The Report then turns to more practical matters under the Credal quartet: One, Holy, Catholic and Apostolic. The Church is one through Baptism which is an integral dimension of mission which creates unity within a diverse culture. There then follows yet another justification of diversity based on the model of the Trinity. The Church is holy because it is set apart for God and His mission in history. the Church is Catholic which means it invites inclusion which implies a capacity to embrace diverse ways of believing and worshipping; but it also implies there are limits to diversity because there is only one Gospel. The Church is Apostolic as the true source of unity and catholicity which prevents enculturation becoming syncretism.

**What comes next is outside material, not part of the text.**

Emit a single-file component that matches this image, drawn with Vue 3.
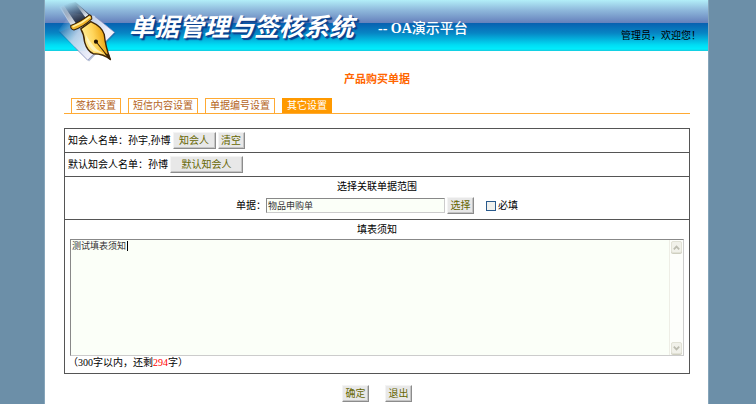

None of these ideas, says the Report, is alien to the Church of England and, furthermore, Anglicanism has a distinctive testimony and tradition within the Christian Church, particularly its organic ecclesiology (my term) where the Gospel must be proclaimed afresh in each generation. It also, through such instruments as the Lambeth Quadrilateral, seeks: "Unity within tolerated diversity." The key issue here is the sense of the word "tolerated" because, in the subsequent discussion on the Dominical Sacraments, the Report says: "Churches are Eucharistic communities irrespective of their church tradition, or the frequency of Eucharistic worship" (101) which leaves a great deal of latitude for individual churches not to celebrate the Eucharist at all which has immense ramifications. If a non- or post-denominational church wants to establish itself as an entity based on worship, the Word and lay administered Baptism, what need does it have of Anglican Episcopal paraphernalia? This issue will require further exploration in Part Two, Section 5..

The Report, however, immediately and unequivocally affirms the centrality of the Sacrament of the Eucharist and, as if to underline the point, it proceeds immediately to a discussion of the vital missionary role of the episcopacy. This means that there must be proper relations between fresh expressions of church and an episcopacy which is designed to take account of local requirements. How this might work in practice is the subject of Chapter 6.